Given problem: Drop the images; return everything else in the listing below exactly.

The input:
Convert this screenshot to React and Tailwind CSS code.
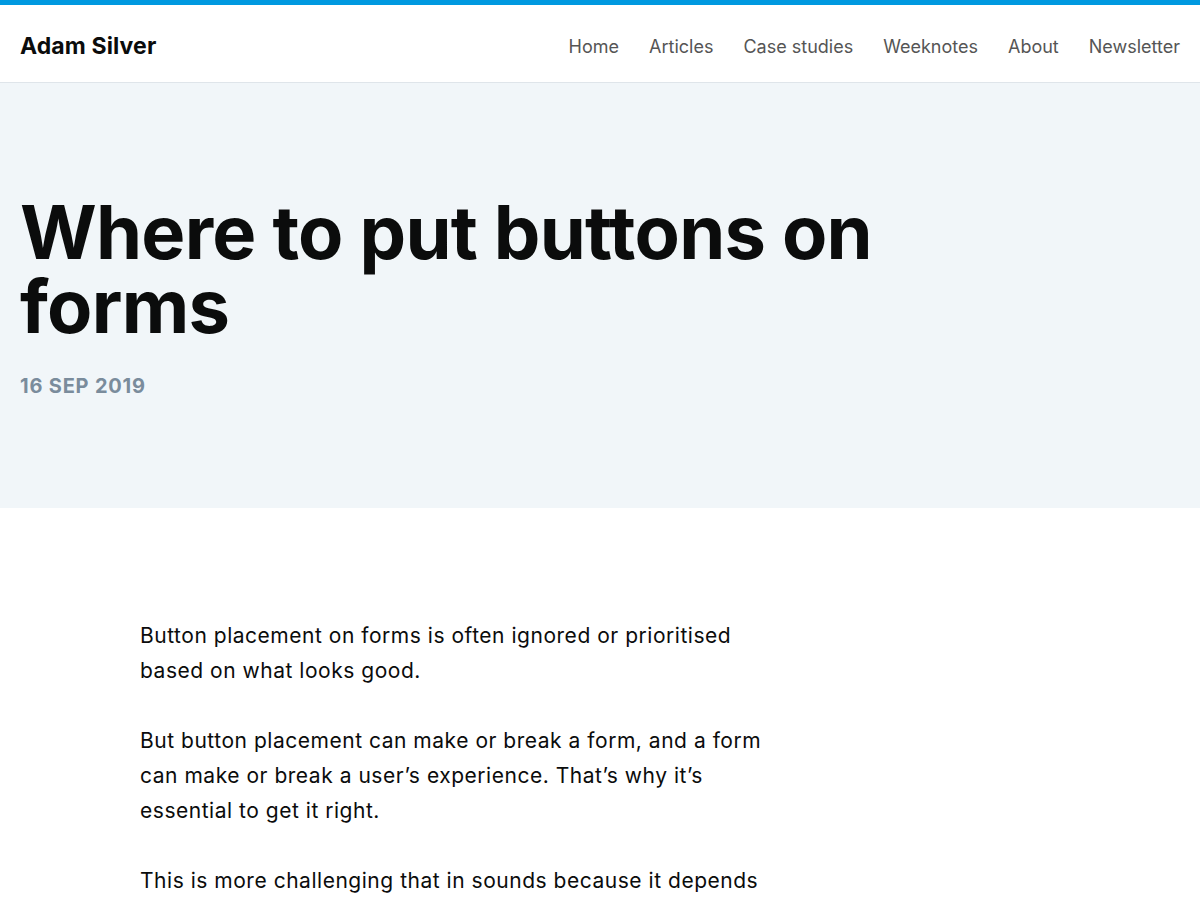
const NAV = ['Home', 'Articles', 'Case studies', 'Weeknotes', 'About', 'Newsletter'];

const sans = { fontFamily: 'Inter, "Liberation Sans", sans-serif' };

export default function App() {
  return (
    <div className="min-h-screen bg-white text-[#0b0c0c]" style={sans}>
      {/* Accent bar + masthead */}
      <header className="border-t-[5px] border-[#0099e0] border-b border-b-[#dfe5ea] bg-white">
        <div className="flex h-[77px] items-center justify-between px-5 pt-[6px]">
          <a className="text-[23px] font-bold tracking-[0.005em] text-[#0b0c0c]">Adam Silver</a>
          <nav className="flex items-center gap-[30px] text-[18px] text-[#555]">
            {NAV.map(item => (
              <a key={item}>{item}</a>
            ))}
          </nav>
        </div>
      </header>

      {/* Article title block */}
      <section className="h-[425px] bg-[#f1f6f9] px-5 pt-[112px]">
        <h1 className="max-w-[880px] text-[74px] font-bold leading-[74px] tracking-[-0.01em] text-[#0b0c0c]">
          Where to put buttons on forms
        </h1>
        <p className="mt-[28px] text-[20px] font-bold uppercase tracking-[0.04em] text-[#7a8c9c]">
          16 Sep 2019
        </p>
      </section>

      {/* Article body */}
      <article className="w-[772px] pl-[140px] pt-[110px] text-[21px] leading-[35px] tracking-[0.025em] text-[#0b0c0c]">
        <p>Button placement on forms is often ignored or prioritised based on what looks good.</p>
        <p className="mt-[35px]">
          But button placement can make or break a form, and a form can make or break a user’s experience. That’s why it’s essential to get it right.
        </p>
        <p className="mt-[35px]">
          This is more challenging that in sounds because it depends on a number of factors, such as the type of form and the number of buttons it has.
        </p>
      </article>
    </div>
  );
}
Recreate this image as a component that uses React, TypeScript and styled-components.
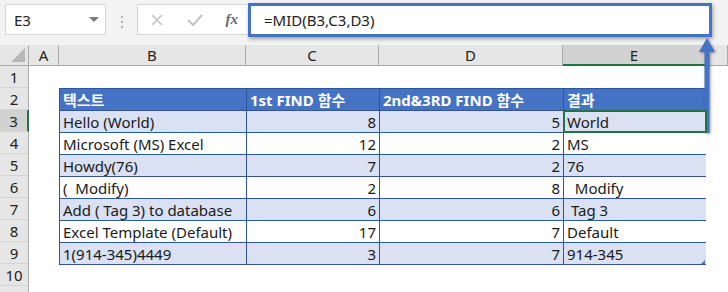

Task solution:
Convert this screenshot to React and Tailwind CSS code.
const NAV = ['Home', 'Articles', 'Case studies', 'Weeknotes', 'About', 'Newsletter'];

const sans = { fontFamily: 'Inter, "Liberation Sans", sans-serif' };

export default function App() {
  return (
    <div className="min-h-screen bg-white text-[#0b0c0c]" style={sans}>
      {/* Accent bar + masthead */}
      <header className="border-t-[5px] border-[#0099e0] border-b border-b-[#dfe5ea] bg-white">
        <div className="flex h-[77px] items-center justify-between px-5 pt-[6px]">
          <a className="text-[23px] font-bold tracking-[0.005em] text-[#0b0c0c]">Adam Silver</a>
          <nav className="flex items-center gap-[30px] text-[18px] text-[#555]">
            {NAV.map(item => (
              <a key={item}>{item}</a>
            ))}
          </nav>
        </div>
      </header>

      {/* Article title block */}
      <section className="h-[425px] bg-[#f1f6f9] px-5 pt-[112px]">
        <h1 className="max-w-[880px] text-[74px] font-bold leading-[74px] tracking-[-0.01em] text-[#0b0c0c]">
          Where to put buttons on forms
        </h1>
        <p className="mt-[28px] text-[20px] font-bold uppercase tracking-[0.04em] text-[#7a8c9c]">
          16 Sep 2019
        </p>
      </section>

      {/* Article body */}
      <article className="w-[772px] pl-[140px] pt-[110px] text-[21px] leading-[35px] tracking-[0.025em] text-[#0b0c0c]">
        <p>Button placement on forms is often ignored or prioritised based on what looks good.</p>
        <p className="mt-[35px]">
          But button placement can make or break a form, and a form can make or break a user’s experience. That’s why it’s essential to get it right.
        </p>
        <p className="mt-[35px]">
          This is more challenging that in sounds because it depends on a number of factors, such as the type of form and the number of buttons it has.
        </p>
      </article>
    </div>
  );
}
Recreate this image as a component that uses React, TypeScript and styled-components.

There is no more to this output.